— Start Given data —
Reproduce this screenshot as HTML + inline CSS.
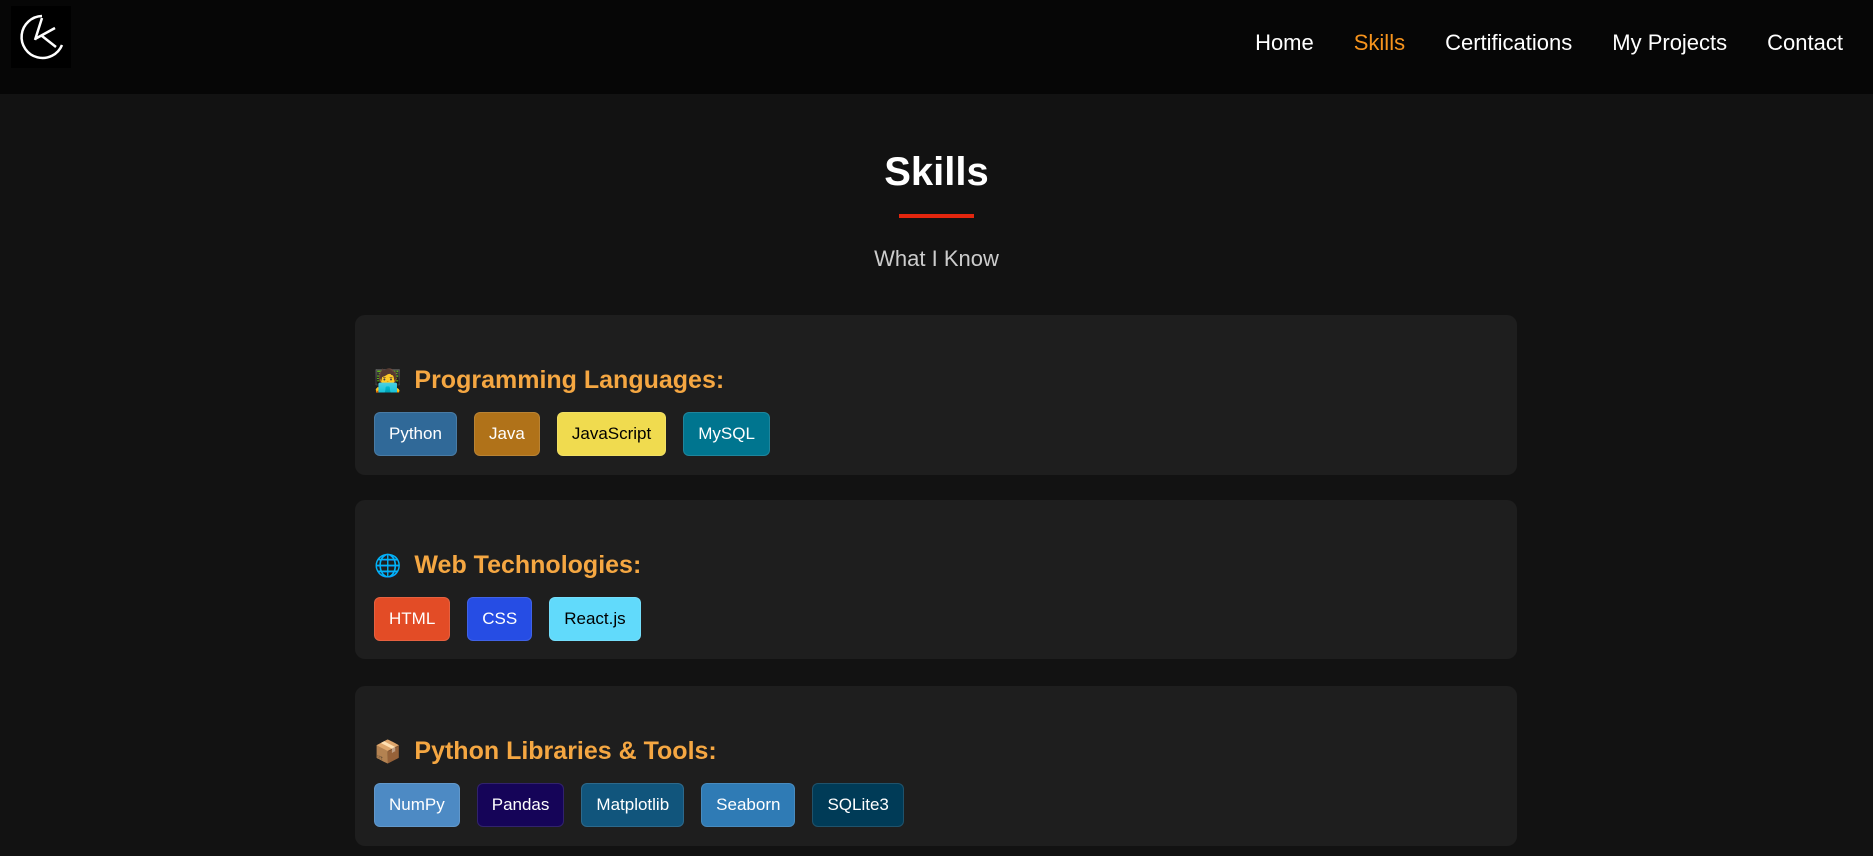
<!DOCTYPE html>
<html><head><meta charset="utf-8"><style>
*{margin:0;padding:0;box-sizing:border-box}
body{width:1873px;height:856px;overflow:hidden;background:#121212;font-family:"Liberation Sans",Arial,sans-serif;color:#fff;position:relative}
nav{position:absolute;left:0;top:0;width:1873px;height:94px;background:#060606}
.logo{position:absolute;left:11px;top:6px;width:60px;height:62px;background:#000}
.menu{position:absolute;right:30px;top:30px;font-size:22px}
.menu span{margin-left:40px}
.menu .a{color:#f7941d}
h1{position:absolute;left:0;width:1873px;top:150px;text-align:center;font-size:40px;font-weight:bold}
.ul{position:absolute;left:899px;top:214px;width:75px;height:4px;background:#e3260e}
.sub{position:absolute;left:0;width:1873px;top:246px;text-align:center;font-size:22px;color:#ccc}
.card{position:absolute;left:355px;width:1162px;background:#1e1e1e;border-radius:10px;padding-left:19px}
.card h3{position:absolute;left:19px;top:51px;font-size:25px;color:#f5a742;font-weight:bold}
.card h3 i{font-style:normal;font-family:"DejaVu Sans",sans-serif;font-size:22px;margin-right:13px}
.badges{position:absolute;left:19px;top:97px;display:flex;gap:17px}
.b{height:44px;line-height:42px;padding:0 14px;border-radius:6px;border:1px solid rgba(255,255,255,0.12);font-size:17px;color:#fff}
</style></head><body>
<nav><div class="logo"><svg width="60" height="62" viewBox="0 0 60 62"><path d="M31 10 A21 21 0 1 0 51 39" fill="none" stroke="#fff" stroke-width="2.5"/><path d="M31 12 L24 34 M24 33 L44 22 M31 30 L45 41" fill="none" stroke="#fff" stroke-width="2.5"/></svg></div>
<div class="menu"><span>Home</span><span class="a">Skills</span><span>Certifications</span><span>My Projects</span><span>Contact</span></div></nav>
<h1>Skills</h1><div class="ul"></div><div class="sub">What I Know</div>
<div class="card" style="top:315px;height:160px"><h3><i>🧑‍💻</i>Programming Languages:</h3><div class="badges">
<div class="b" style="background:#306998">Python</div><div class="b" style="background:#b07219">Java</div><div class="b" style="background:#f0db4f;color:#000">JavaScript</div><div class="b" style="background:#00758f">MySQL</div></div></div>
<div class="card" style="top:500px;height:159px"><h3><i>🌐</i>Web Technologies:</h3><div class="badges">
<div class="b" style="background:#e34c26">HTML</div><div class="b" style="background:#264de4">CSS</div><div class="b" style="background:#61dafb;color:#000">React.js</div></div></div>
<div class="card" style="top:686px;height:160px"><h3><i>📦</i>Python Libraries &amp; Tools:</h3><div class="badges">
<div class="b" style="background:#4d8ac4">NumPy</div><div class="b" style="background:#150458">Pandas</div><div class="b" style="background:#11557c">Matplotlib</div><div class="b" style="background:#2f7bb5">Seaborn</div><div class="b" style="background:#003b57">SQLite3</div></div></div>
</body></html>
— End Given data —
Omit the pictures and output all of the other material exactly.

**Worked answer**
Reproduce this screenshot as HTML + inline CSS.
<!DOCTYPE html>
<html><head><meta charset="utf-8"><style>
*{margin:0;padding:0;box-sizing:border-box}
body{width:1873px;height:856px;overflow:hidden;background:#121212;font-family:"Liberation Sans",Arial,sans-serif;color:#fff;position:relative}
nav{position:absolute;left:0;top:0;width:1873px;height:94px;background:#060606}
.logo{position:absolute;left:11px;top:6px;width:60px;height:62px;background:#000}
.menu{position:absolute;right:30px;top:30px;font-size:22px}
.menu span{margin-left:40px}
.menu .a{color:#f7941d}
h1{position:absolute;left:0;width:1873px;top:150px;text-align:center;font-size:40px;font-weight:bold}
.ul{position:absolute;left:899px;top:214px;width:75px;height:4px;background:#e3260e}
.sub{position:absolute;left:0;width:1873px;top:246px;text-align:center;font-size:22px;color:#ccc}
.card{position:absolute;left:355px;width:1162px;background:#1e1e1e;border-radius:10px;padding-left:19px}
.card h3{position:absolute;left:19px;top:51px;font-size:25px;color:#f5a742;font-weight:bold}
.card h3 i{font-style:normal;font-family:"DejaVu Sans",sans-serif;font-size:22px;margin-right:13px}
.badges{position:absolute;left:19px;top:97px;display:flex;gap:17px}
.b{height:44px;line-height:42px;padding:0 14px;border-radius:6px;border:1px solid rgba(255,255,255,0.12);font-size:17px;color:#fff}
</style></head><body>
<nav><div class="logo"><svg width="60" height="62" viewBox="0 0 60 62"><path d="M31 10 A21 21 0 1 0 51 39" fill="none" stroke="#fff" stroke-width="2.5"/><path d="M31 12 L24 34 M24 33 L44 22 M31 30 L45 41" fill="none" stroke="#fff" stroke-width="2.5"/></svg></div>
<div class="menu"><span>Home</span><span class="a">Skills</span><span>Certifications</span><span>My Projects</span><span>Contact</span></div></nav>
<h1>Skills</h1><div class="ul"></div><div class="sub">What I Know</div>
<div class="card" style="top:315px;height:160px"><h3><i>🧑‍💻</i>Programming Languages:</h3><div class="badges">
<div class="b" style="background:#306998">Python</div><div class="b" style="background:#b07219">Java</div><div class="b" style="background:#f0db4f;color:#000">JavaScript</div><div class="b" style="background:#00758f">MySQL</div></div></div>
<div class="card" style="top:500px;height:159px"><h3><i>🌐</i>Web Technologies:</h3><div class="badges">
<div class="b" style="background:#e34c26">HTML</div><div class="b" style="background:#264de4">CSS</div><div class="b" style="background:#61dafb;color:#000">React.js</div></div></div>
<div class="card" style="top:686px;height:160px"><h3><i>📦</i>Python Libraries &amp; Tools:</h3><div class="badges">
<div class="b" style="background:#4d8ac4">NumPy</div><div class="b" style="background:#150458">Pandas</div><div class="b" style="background:#11557c">Matplotlib</div><div class="b" style="background:#2f7bb5">Seaborn</div><div class="b" style="background:#003b57">SQLite3</div></div></div>
</body></html>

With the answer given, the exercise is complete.